== Raw data ==
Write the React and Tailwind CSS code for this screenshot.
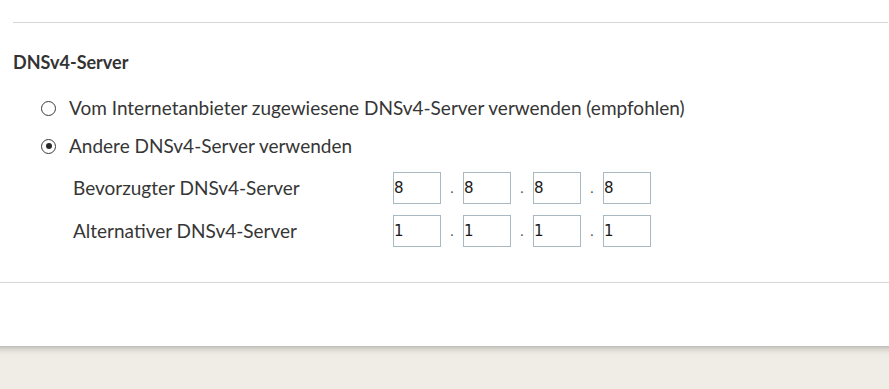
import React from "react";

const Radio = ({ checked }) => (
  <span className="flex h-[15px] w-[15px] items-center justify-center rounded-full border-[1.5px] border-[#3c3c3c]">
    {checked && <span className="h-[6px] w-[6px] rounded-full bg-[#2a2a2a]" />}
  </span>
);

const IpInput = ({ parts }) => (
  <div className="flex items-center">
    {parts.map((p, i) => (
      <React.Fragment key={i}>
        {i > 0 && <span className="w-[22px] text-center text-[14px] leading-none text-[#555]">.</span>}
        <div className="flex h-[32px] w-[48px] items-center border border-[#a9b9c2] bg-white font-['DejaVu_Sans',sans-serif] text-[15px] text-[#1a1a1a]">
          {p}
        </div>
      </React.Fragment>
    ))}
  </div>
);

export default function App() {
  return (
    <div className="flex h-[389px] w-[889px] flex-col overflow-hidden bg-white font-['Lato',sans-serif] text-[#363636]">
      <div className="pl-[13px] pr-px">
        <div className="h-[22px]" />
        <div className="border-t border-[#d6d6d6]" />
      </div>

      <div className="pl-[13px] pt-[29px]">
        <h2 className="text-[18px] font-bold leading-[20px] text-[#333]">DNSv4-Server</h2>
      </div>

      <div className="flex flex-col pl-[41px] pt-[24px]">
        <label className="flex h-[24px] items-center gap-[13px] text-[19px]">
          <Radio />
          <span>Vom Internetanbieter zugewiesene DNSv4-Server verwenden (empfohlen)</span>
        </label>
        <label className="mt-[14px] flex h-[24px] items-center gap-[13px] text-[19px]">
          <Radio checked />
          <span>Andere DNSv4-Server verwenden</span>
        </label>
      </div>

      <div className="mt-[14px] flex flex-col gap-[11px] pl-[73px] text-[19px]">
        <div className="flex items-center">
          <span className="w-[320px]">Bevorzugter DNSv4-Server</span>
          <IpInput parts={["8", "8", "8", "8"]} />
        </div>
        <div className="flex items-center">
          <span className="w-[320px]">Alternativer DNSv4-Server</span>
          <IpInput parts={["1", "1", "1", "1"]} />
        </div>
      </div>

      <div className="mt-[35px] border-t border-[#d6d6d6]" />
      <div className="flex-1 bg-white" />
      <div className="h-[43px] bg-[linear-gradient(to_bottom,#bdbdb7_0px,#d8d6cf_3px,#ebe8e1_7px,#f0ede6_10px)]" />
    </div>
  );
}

== Job ==
In this exercise, set down all of the data exactly, without the pictures.

== Exercise solution ==
Write the React and Tailwind CSS code for this screenshot.
import React from "react";

const Radio = ({ checked }) => (
  <span className="flex h-[15px] w-[15px] items-center justify-center rounded-full border-[1.5px] border-[#3c3c3c]">
    {checked && <span className="h-[6px] w-[6px] rounded-full bg-[#2a2a2a]" />}
  </span>
);

const IpInput = ({ parts }) => (
  <div className="flex items-center">
    {parts.map((p, i) => (
      <React.Fragment key={i}>
        {i > 0 && <span className="w-[22px] text-center text-[14px] leading-none text-[#555]">.</span>}
        <div className="flex h-[32px] w-[48px] items-center border border-[#a9b9c2] bg-white font-['DejaVu_Sans',sans-serif] text-[15px] text-[#1a1a1a]">
          {p}
        </div>
      </React.Fragment>
    ))}
  </div>
);

export default function App() {
  return (
    <div className="flex h-[389px] w-[889px] flex-col overflow-hidden bg-white font-['Lato',sans-serif] text-[#363636]">
      <div className="pl-[13px] pr-px">
        <div className="h-[22px]" />
        <div className="border-t border-[#d6d6d6]" />
      </div>

      <div className="pl-[13px] pt-[29px]">
        <h2 className="text-[18px] font-bold leading-[20px] text-[#333]">DNSv4-Server</h2>
      </div>

      <div className="flex flex-col pl-[41px] pt-[24px]">
        <label className="flex h-[24px] items-center gap-[13px] text-[19px]">
          <Radio />
          <span>Vom Internetanbieter zugewiesene DNSv4-Server verwenden (empfohlen)</span>
        </label>
        <label className="mt-[14px] flex h-[24px] items-center gap-[13px] text-[19px]">
          <Radio checked />
          <span>Andere DNSv4-Server verwenden</span>
        </label>
      </div>

      <div className="mt-[14px] flex flex-col gap-[11px] pl-[73px] text-[19px]">
        <div className="flex items-center">
          <span className="w-[320px]">Bevorzugter DNSv4-Server</span>
          <IpInput parts={["8", "8", "8", "8"]} />
        </div>
        <div className="flex items-center">
          <span className="w-[320px]">Alternativer DNSv4-Server</span>
          <IpInput parts={["1", "1", "1", "1"]} />
        </div>
      </div>

      <div className="mt-[35px] border-t border-[#d6d6d6]" />
      <div className="flex-1 bg-white" />
      <div className="h-[43px] bg-[linear-gradient(to_bottom,#bdbdb7_0px,#d8d6cf_3px,#ebe8e1_7px,#f0ede6_10px)]" />
    </div>
  );
}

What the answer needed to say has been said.